(Rows from a dataset of pages and code)

↓↓↓

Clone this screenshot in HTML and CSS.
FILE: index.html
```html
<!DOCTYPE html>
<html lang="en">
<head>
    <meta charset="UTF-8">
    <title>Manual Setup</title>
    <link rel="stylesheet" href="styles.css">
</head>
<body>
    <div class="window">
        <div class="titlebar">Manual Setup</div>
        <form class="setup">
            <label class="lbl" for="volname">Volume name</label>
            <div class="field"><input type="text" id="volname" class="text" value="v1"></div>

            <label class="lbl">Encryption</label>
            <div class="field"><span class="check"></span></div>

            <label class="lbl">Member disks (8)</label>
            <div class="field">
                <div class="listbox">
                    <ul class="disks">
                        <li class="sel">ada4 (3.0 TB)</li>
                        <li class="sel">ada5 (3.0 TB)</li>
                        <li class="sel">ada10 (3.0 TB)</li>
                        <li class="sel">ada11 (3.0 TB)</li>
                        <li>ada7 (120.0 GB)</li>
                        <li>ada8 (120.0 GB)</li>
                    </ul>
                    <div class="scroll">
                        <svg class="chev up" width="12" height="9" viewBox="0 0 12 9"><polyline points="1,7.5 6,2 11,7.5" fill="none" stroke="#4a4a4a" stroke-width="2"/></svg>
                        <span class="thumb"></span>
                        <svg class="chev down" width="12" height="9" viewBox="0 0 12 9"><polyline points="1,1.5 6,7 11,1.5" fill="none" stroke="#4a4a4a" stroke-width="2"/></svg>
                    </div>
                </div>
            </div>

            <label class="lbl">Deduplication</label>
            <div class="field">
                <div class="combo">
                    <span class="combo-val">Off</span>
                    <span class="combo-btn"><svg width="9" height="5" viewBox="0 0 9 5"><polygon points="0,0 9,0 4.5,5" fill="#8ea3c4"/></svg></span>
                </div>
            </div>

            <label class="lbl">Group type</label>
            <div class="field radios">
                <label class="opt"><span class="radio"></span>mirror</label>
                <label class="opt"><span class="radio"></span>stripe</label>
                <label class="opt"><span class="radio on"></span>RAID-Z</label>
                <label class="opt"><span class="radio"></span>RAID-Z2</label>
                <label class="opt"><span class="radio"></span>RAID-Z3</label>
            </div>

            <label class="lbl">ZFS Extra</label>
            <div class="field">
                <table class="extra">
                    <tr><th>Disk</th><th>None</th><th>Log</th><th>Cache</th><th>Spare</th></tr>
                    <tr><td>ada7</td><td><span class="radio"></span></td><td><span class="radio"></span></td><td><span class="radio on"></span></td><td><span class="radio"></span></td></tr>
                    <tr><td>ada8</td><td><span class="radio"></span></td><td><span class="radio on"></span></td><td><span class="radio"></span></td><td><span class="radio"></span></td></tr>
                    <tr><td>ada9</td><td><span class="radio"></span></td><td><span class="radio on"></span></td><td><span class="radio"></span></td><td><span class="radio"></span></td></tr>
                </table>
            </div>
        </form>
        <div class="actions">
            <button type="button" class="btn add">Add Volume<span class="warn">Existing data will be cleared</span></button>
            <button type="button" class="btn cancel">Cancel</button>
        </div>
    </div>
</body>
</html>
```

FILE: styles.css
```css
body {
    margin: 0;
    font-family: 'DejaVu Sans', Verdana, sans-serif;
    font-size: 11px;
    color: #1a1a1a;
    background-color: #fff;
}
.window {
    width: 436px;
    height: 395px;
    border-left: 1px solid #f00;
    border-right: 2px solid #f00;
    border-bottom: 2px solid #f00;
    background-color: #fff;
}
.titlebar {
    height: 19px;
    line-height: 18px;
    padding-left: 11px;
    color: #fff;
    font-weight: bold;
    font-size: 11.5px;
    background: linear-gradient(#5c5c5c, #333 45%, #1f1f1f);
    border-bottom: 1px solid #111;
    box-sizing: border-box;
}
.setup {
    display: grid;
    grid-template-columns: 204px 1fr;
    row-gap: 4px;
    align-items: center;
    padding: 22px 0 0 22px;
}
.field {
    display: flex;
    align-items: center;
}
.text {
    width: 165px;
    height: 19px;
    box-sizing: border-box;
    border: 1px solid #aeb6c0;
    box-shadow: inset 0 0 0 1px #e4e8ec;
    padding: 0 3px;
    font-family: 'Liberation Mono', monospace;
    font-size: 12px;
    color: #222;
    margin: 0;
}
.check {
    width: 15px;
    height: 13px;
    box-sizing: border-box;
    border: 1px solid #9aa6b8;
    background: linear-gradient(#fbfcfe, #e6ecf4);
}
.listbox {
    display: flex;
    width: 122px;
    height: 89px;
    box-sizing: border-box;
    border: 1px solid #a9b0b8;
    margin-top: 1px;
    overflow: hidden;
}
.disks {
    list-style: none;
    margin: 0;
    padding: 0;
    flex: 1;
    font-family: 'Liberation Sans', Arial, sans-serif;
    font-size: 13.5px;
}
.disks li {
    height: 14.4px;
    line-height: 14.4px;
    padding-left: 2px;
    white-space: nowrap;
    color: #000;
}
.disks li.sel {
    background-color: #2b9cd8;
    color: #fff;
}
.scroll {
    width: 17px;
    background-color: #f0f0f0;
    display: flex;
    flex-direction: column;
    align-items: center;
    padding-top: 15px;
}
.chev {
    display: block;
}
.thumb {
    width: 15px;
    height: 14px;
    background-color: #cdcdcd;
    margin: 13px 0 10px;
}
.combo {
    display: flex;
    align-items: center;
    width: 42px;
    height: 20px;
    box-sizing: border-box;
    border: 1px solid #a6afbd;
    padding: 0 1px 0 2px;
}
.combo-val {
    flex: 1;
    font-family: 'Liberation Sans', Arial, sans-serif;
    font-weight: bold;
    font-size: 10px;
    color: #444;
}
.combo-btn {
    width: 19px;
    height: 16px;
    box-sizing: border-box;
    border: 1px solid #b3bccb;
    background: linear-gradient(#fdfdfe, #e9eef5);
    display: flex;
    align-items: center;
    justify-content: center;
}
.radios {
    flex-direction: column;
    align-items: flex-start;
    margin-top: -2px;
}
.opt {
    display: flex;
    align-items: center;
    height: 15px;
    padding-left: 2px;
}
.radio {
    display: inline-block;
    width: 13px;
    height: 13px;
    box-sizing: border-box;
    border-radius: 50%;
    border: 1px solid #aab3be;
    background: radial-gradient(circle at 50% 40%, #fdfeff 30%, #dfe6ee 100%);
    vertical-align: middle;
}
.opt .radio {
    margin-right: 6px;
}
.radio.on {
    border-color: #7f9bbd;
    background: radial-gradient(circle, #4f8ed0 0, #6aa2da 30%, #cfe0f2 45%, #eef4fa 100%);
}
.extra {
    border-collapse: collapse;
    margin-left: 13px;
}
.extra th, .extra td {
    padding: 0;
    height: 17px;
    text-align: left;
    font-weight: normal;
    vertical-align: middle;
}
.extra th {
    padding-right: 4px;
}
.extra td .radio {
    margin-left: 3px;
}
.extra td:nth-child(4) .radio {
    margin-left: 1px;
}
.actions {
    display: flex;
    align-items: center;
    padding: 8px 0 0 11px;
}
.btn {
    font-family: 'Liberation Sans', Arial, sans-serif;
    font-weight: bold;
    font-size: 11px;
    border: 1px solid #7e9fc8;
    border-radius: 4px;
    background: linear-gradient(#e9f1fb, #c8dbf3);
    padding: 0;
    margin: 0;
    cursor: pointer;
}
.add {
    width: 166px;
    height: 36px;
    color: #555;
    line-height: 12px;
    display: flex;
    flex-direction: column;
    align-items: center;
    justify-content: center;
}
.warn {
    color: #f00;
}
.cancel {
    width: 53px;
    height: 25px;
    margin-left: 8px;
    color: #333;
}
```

↑↑↑
↓↓↓

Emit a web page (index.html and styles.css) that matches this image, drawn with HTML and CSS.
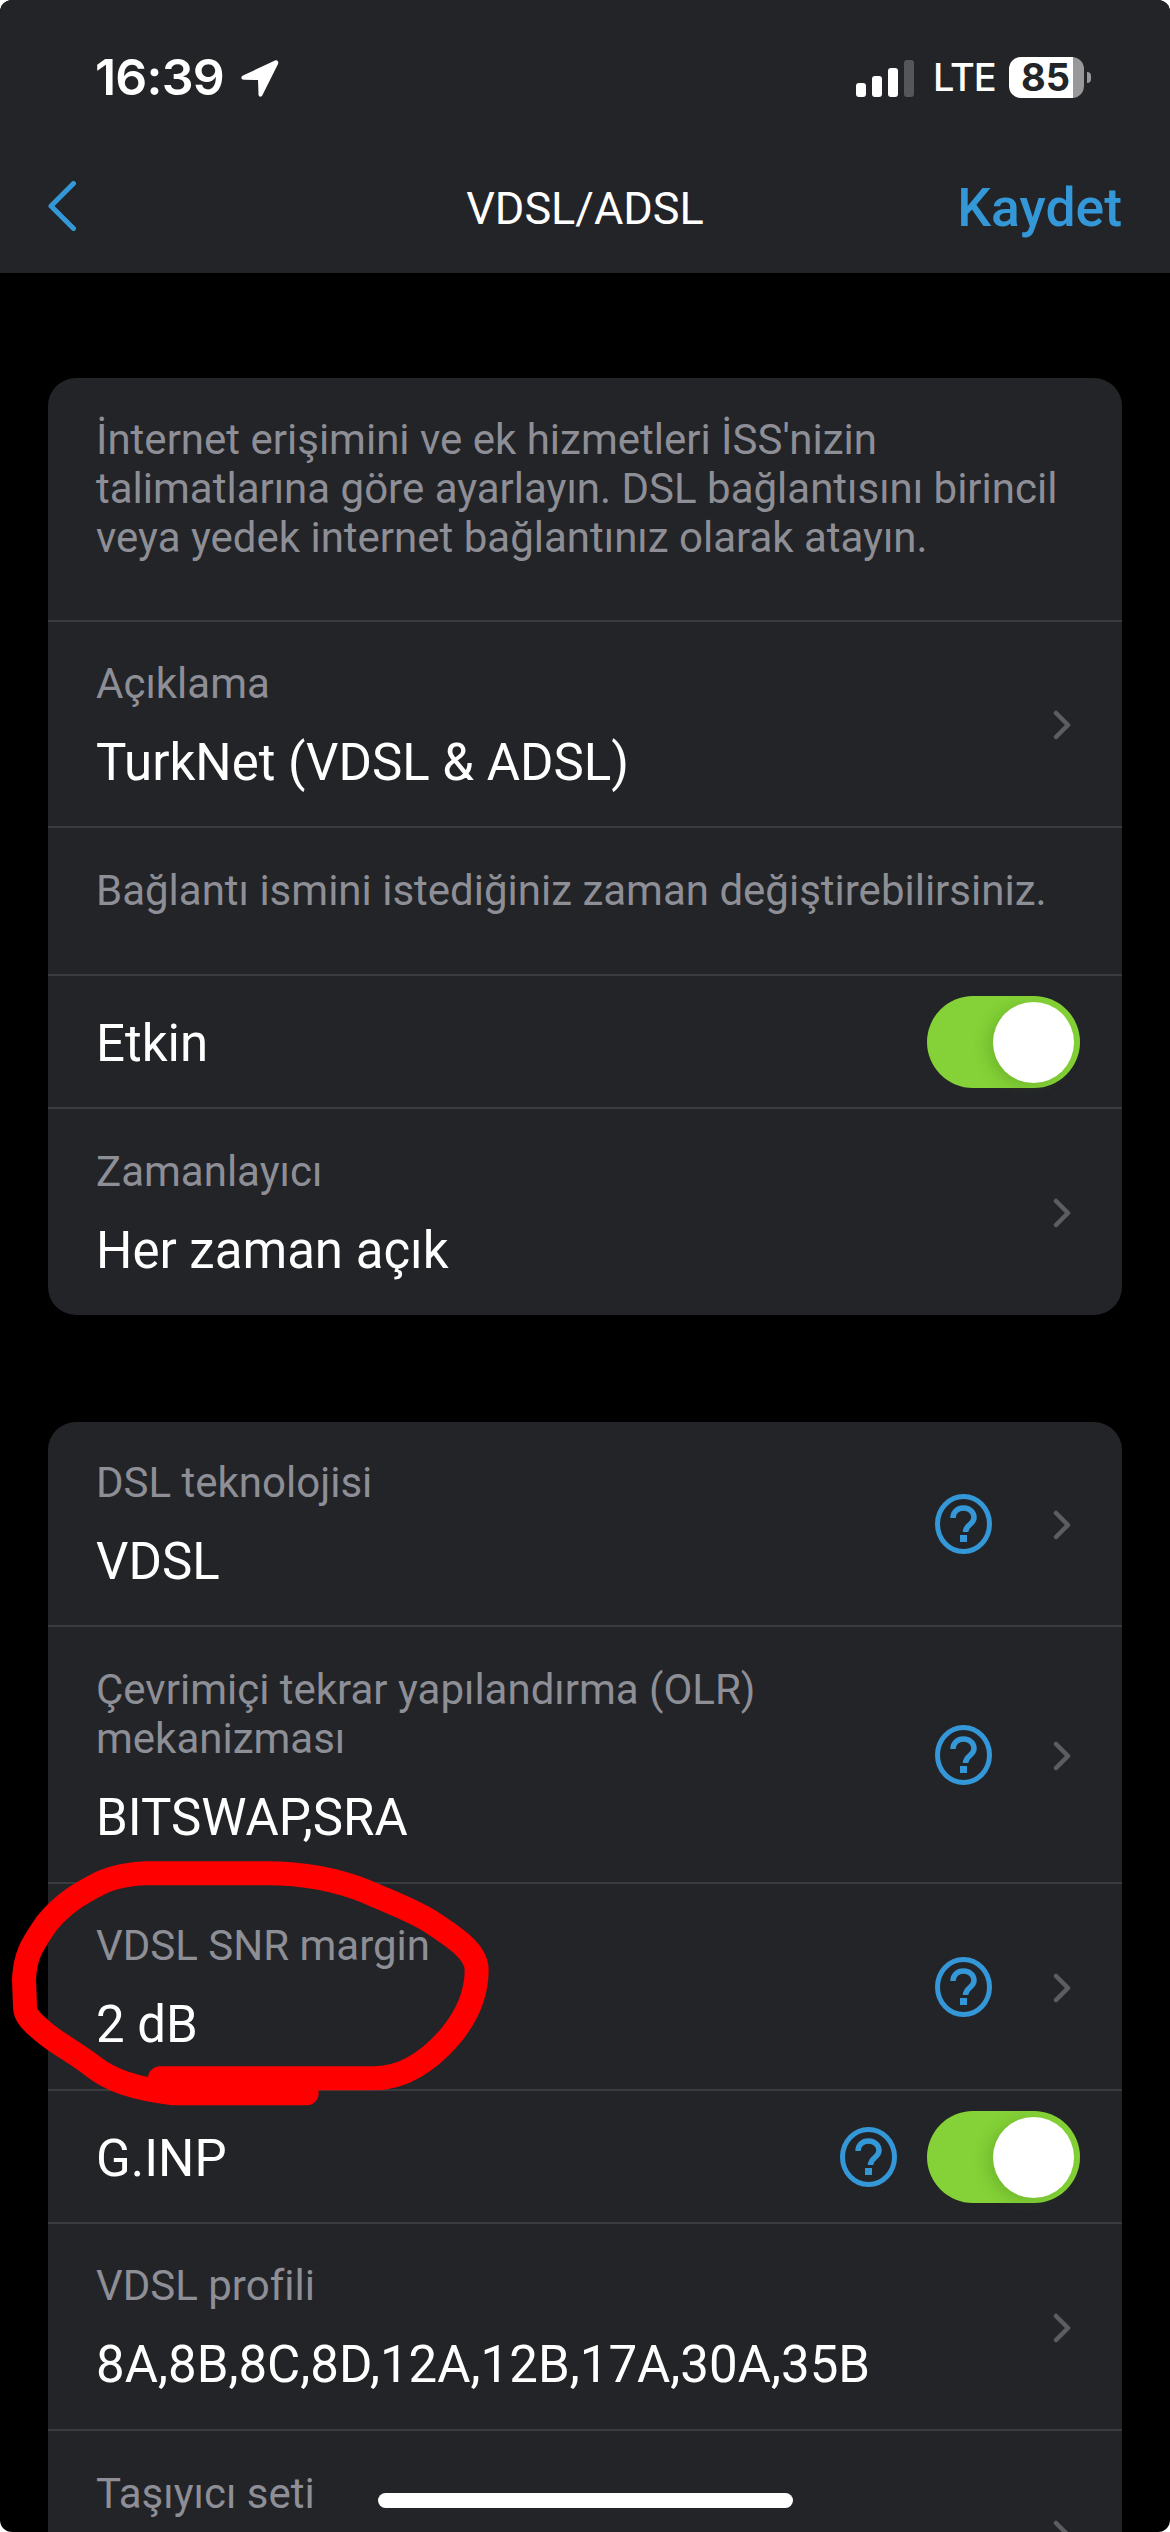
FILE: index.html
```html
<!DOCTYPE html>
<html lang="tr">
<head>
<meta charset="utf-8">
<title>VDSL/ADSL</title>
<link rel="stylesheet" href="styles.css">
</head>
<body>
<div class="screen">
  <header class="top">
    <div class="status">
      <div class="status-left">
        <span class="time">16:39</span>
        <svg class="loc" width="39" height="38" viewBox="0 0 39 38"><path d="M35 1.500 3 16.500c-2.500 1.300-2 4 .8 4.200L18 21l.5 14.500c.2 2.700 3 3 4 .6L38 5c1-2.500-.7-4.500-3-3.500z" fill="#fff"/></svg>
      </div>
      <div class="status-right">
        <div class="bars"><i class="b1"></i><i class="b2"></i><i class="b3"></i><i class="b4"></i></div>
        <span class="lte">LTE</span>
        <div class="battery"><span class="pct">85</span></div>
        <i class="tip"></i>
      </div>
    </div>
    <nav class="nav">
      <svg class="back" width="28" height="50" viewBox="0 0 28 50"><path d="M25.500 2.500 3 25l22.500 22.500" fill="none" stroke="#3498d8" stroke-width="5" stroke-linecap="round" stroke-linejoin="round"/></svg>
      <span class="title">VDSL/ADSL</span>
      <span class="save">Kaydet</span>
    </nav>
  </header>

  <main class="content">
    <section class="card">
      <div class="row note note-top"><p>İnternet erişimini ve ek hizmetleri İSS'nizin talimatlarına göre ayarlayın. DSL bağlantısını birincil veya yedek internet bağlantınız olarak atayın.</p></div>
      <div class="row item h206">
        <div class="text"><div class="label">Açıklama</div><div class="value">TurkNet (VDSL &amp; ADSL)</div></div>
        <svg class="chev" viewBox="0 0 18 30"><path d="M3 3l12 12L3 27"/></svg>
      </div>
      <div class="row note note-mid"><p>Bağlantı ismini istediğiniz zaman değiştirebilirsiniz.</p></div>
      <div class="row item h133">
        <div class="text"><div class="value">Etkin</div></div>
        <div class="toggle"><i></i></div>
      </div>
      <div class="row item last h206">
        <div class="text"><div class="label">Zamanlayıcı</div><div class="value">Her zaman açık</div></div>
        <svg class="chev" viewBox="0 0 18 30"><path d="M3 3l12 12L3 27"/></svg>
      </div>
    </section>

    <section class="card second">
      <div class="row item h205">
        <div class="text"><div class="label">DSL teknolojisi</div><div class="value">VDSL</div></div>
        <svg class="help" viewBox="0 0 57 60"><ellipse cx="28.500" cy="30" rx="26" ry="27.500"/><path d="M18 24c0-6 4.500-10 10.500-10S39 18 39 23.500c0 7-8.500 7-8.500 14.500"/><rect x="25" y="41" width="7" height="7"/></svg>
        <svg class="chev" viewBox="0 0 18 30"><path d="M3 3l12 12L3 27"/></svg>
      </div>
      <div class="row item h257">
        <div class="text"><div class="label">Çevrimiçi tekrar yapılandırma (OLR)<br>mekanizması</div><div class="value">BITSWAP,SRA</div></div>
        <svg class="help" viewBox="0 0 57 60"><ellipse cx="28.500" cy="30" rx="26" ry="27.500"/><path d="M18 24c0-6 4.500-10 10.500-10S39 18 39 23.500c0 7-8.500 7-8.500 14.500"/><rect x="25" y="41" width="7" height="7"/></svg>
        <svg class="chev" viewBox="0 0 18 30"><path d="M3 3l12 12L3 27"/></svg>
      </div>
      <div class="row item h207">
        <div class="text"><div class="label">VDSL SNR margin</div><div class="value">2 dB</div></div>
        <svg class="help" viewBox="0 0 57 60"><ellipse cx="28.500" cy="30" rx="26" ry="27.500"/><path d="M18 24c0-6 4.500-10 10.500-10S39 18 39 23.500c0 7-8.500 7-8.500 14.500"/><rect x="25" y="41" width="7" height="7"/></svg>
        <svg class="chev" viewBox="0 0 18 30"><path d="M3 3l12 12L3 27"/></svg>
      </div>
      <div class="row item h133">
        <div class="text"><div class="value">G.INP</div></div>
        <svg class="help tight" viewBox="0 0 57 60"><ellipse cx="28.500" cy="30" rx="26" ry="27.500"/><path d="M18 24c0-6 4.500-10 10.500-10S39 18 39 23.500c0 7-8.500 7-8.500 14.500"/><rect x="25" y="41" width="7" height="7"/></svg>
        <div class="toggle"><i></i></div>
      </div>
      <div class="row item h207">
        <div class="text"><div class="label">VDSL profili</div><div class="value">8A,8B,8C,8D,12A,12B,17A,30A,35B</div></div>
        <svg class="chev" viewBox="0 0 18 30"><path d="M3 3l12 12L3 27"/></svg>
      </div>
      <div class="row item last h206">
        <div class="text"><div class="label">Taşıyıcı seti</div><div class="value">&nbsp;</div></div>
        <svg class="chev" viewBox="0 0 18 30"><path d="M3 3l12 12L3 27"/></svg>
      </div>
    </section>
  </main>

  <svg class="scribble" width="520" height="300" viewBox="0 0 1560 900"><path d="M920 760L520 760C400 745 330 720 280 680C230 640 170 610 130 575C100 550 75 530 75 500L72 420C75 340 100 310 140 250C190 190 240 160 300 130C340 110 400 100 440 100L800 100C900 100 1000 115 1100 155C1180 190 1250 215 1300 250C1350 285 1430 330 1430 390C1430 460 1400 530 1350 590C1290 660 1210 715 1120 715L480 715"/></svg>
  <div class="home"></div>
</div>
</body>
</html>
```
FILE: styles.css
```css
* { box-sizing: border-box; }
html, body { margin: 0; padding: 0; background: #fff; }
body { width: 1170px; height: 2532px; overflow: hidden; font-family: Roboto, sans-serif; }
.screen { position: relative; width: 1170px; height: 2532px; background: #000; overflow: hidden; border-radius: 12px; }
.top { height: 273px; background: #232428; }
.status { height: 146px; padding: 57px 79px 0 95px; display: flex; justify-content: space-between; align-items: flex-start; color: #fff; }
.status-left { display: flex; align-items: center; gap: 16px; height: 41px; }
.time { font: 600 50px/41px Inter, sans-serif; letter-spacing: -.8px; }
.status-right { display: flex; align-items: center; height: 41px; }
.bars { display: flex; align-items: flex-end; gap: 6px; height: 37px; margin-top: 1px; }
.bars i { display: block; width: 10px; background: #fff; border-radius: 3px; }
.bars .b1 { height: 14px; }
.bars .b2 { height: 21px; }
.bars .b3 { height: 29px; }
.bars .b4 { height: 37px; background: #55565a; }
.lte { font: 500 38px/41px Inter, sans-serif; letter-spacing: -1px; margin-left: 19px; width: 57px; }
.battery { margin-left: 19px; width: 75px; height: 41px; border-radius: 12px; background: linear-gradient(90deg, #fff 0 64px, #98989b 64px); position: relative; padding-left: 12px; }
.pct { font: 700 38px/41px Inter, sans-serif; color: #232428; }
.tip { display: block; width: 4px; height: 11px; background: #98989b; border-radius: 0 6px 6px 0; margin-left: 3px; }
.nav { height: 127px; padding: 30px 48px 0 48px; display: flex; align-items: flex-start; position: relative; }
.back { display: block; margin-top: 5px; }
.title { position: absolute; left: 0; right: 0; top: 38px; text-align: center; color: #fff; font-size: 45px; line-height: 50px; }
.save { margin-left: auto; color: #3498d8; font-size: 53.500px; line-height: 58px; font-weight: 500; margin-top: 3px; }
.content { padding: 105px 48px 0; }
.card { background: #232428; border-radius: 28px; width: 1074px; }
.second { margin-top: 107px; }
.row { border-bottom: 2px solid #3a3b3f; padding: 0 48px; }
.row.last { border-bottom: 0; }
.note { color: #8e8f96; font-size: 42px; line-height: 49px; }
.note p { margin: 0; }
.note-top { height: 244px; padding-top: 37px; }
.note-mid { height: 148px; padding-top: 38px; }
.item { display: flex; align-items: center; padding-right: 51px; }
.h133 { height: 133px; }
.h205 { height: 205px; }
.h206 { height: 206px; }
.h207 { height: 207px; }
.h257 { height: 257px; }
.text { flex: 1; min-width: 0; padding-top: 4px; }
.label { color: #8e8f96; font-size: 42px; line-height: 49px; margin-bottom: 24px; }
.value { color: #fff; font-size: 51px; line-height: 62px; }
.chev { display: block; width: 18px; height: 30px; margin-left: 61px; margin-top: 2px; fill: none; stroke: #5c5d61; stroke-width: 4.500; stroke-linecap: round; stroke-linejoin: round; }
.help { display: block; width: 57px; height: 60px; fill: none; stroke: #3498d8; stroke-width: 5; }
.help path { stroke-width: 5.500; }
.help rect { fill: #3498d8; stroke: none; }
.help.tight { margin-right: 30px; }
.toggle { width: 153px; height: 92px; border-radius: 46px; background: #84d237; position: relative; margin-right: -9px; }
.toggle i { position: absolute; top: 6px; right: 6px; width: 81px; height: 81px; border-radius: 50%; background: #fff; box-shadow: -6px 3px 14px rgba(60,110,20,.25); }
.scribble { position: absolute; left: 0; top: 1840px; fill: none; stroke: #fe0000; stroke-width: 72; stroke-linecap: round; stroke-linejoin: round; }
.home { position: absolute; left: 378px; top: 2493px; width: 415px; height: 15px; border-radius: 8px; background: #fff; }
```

↑↑↑
↓↓↓

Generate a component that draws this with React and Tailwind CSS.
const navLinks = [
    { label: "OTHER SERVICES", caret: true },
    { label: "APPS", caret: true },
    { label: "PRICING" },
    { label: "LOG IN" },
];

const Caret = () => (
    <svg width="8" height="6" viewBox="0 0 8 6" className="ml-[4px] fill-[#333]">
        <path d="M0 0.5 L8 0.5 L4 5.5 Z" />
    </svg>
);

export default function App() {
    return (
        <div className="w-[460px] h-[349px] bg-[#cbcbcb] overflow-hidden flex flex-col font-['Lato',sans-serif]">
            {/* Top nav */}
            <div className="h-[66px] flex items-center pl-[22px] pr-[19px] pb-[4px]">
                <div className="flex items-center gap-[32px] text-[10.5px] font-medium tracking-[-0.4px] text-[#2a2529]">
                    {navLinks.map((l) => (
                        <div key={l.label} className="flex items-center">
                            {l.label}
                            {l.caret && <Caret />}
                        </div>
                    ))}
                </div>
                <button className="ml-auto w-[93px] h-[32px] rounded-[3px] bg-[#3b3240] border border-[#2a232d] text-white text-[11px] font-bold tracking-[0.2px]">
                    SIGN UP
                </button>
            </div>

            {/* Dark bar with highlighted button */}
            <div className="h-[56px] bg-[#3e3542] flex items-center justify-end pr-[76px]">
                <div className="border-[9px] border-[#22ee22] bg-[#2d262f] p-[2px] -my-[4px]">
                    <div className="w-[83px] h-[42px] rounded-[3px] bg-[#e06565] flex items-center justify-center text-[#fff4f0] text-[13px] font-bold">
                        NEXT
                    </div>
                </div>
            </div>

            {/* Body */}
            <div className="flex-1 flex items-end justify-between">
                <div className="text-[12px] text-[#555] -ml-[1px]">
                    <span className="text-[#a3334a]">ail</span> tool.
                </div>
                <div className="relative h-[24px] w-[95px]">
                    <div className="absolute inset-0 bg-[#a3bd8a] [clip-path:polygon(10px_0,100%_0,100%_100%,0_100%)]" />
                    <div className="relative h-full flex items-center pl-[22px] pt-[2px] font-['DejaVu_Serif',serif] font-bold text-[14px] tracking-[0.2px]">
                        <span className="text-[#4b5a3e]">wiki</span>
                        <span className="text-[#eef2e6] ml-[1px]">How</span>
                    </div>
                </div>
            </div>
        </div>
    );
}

↑↑↑

From the data above, gather every line that includes the word "with".

Emit a web page (index.html and styles.css) that matches this image, drawn with HTML and CSS.
Generate a component that draws this with React and Tailwind CSS.
            {/* Dark bar with highlighted button */}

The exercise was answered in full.